Nueva Orleans: la decadencia de EE UU
El drama humano que han vivido los habitantes de Nueva Orleáns, y que hemos contemplado con estupor, compasión e indignación, tiene una explicación simple y en apariencia obvia, y otra más profunda pero menos evidente.
La primera tiene que ver con la increíble incapacidad de los actuales gobernantes norteamericanos y con la inadecuación del sistema de reparto de competencias para casos de emergencia. La segunda tiene que ver más bien con los fallos de un orden social, las quiebras de un sistema económico y en definitiva la decadencia de un proyecto nacional. Para ponerlo en dos palabras: la responsabilidad principal de ese inmenso dolor humano no recae tanto sobre las actuales autoridades, como sobre el sistema que hizo posible la elección de esas autoridades y la selección de las víctimas. No son los errores del presidente Bush y su Gobierno las verdaderas causas del desastre, sino la creciente decadencia de Estados Unidos como nación.
Efectivamente, el huracán Katrina ha puesto de manifiesto defectos, insuficiencias, contradicciones, injusticias, y en definitiva amenazas a la vida de los ciudadanos, que se han ido consolidando en Norteamérica, mucho antes de que Bush fuera presidente.
Para comenzar, los Estados Unidos de América son una nación dual: dos sociedades en una. Una sociedad dual, como se da en Guatemala, Brasil o Sudáfrica, se caracteriza por la coexistencia bajo la misma jurisdicción política, y en la misma estructura económica de dos clases de gentes, que se distinguen por la riqueza, la raza, el lugar en que viven, las relaciones sociales, el acceso al conocimiento y su poder social.
Todo el mundo ha podido comprobar que las víctimas de Nueva Orleans pertenecían a una parte de la sociedad americana completamente diferente a la que manda en el país. æpermil;sta se pudo poner a salvo a tiempo. Además, el Gobierno federal y el de los Estados es normalmente un Gobierno de ricos para ricos. El acceso a los puestos de Gobierno, tanto a la presidencia de la nación, como al sheriffato del pueblo, requiere una apropiada cantidad de dinero para financiar las campañas. Dado que el financiamiento público de las campañas apenas existe -de hecho corre a cargo de individuos y empresas con intereses concretos, cuya defensa esperan de los elegidos con su dinero-, no es de extrañar que presidentes elegidos por el gran capital se dediquen afanosamente a reducir impuestos a los ricos, aunque eso genere déficit fiscales que justifican luego reducciones de los gastos sociales.
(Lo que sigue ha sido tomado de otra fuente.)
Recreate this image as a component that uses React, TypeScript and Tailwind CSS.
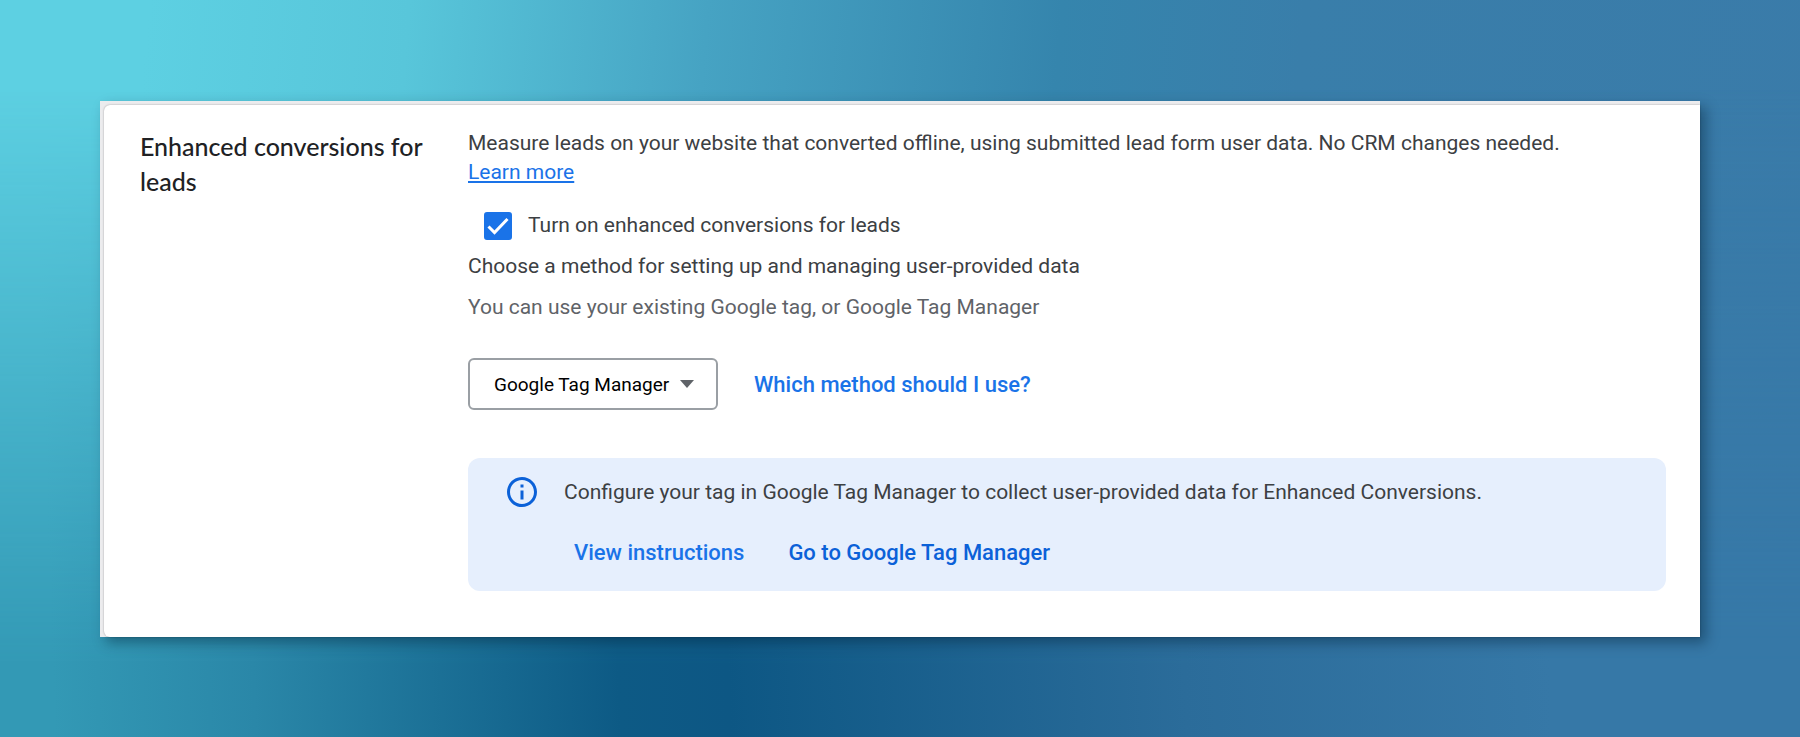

Como consecuencia, Estados Unidos tiene un nivel de pobreza impropia de un país tan rico, y escandalosa desde el punto de vista de los derechos humanos en una democracia. Hace unos pocos días la Oficina del Censo publicaba los últimos datos sobre la pobreza, y reseñaba un pequeño aumento del número de pobres en 2004 (¡de 1,1 millón de americanos, en medio de una recuperación económica!). En Nueva Orleans el número de los pobres es el doble (un 26%) de la media nacional. Ya vimos sus caras, cómo viven y cómo han muerto.
El Gobierno de los ricos tiene un marcado e irrefrenable desprecio de todo lo público, menos cuando les beneficia a ellos. En tiempos de Ronald Reagan se hizo famoso el eslogan: 'El Estado no es la solución, el Estado es el problema'. El desprecio a lo público se manifiesta, entre otras cosas, en el descuido -criminal en este caso- de las infraestructuras públicas. Hay muchas denuncias bien fundadas del lamentable estado de las carreteras, puentes, canales, aeropuertos, y desde luego, diques de contención, en muchas partes de Estados Unidos. Que se haya estado distrayendo sistemáticamente dinero de los diques de Nueva Orleans para pagar a los Haliburton y afines en Irak, como denuncian muchos comentaristas, es el resultado lógico del desprecio estructural al mantenimiento de las obras públicas.
Más grave es quizás el desprecio de los sistemas públicos de salud, y de la salud pública. Lo que trae como consecuencia que la población de Estados Unidos en su conjunto sea probablemente la menos sana de los países ricos, a pesar de ser el país que más gasta en la industria de la sanidad. La tasa de mortalidad infantil en Washington DC en 2002 (11,5 bebés por mil nacidos al año) era el doble de la de Pekín (4,6 por mil). Han muerto muchos niños en Nueva Orleáns. Es lo que les toca.